Floaty controls piss me off. See: Super Mario Bros. (the first one / All-Stars)
Maybe. Most of the guys (in fact, probably about 80%) I play Arma 2 with are Russian (or rather, speak Russian). The end result is pretty hilarious much of the time, especially when people suggest playing the pre-made missions. "Hey guys, let's go kill some Ruskie bastards!" followed by canned laughter.
Mostly, I like games not to rely on the "These people are evilly evillly evilllll!" crutch. It's the same reason I don't, personally, watch 24.
The GTA games, for their problems, are actually pretty good examples of this, since there's almost always two ways to do kill someone: get out on foot and shoot them (usually boring) or drive over them (more eventful).
It was less true for the most recent game, but Hitman 2 and 3 literally had three or four ways to complete each mission, if not more, from the unfairly easy to the ridiculously over-the-top and roundabout.
Also, (I apologize for using images when jailed, dear god, you have to click a couple times)

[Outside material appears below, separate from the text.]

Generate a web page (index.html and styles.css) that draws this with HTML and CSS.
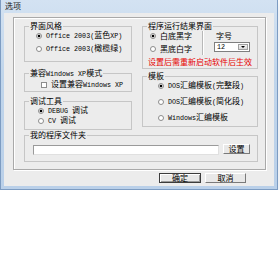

Yeah, I'm with you on the overdone evil bit. What I was suggesting is that they are just as equally, if not more so, tired of their own propaganda from the same period. I mean, the Soviet Union had some pretty famous propaganda of their own, and I imagine their Cold War stuff was just as fear mongering as ours was. That's the whole purpose of that stuff anyway, and it always seems to follow the same course; "See these scary fuckers? Are you shitting your pants? Now watch this. Wasn't their behavior atrocious? Don't you hate them? Now KILL THEM ALL, we must protect our way of life!" I suggest that you would laugh just as hard if the Russians you play with said something like, "Lets kill some Yankee Capitalist Pig-Dogs."
Which is another reason I prefer the grognard end of the spectrum when it comes to real world combat in games. The vast majority of them avoid moral distinctions between forces, and instead focus on the battlefield, equipment, training, morale, logistics etc. Don't force feed me shallow moralizations.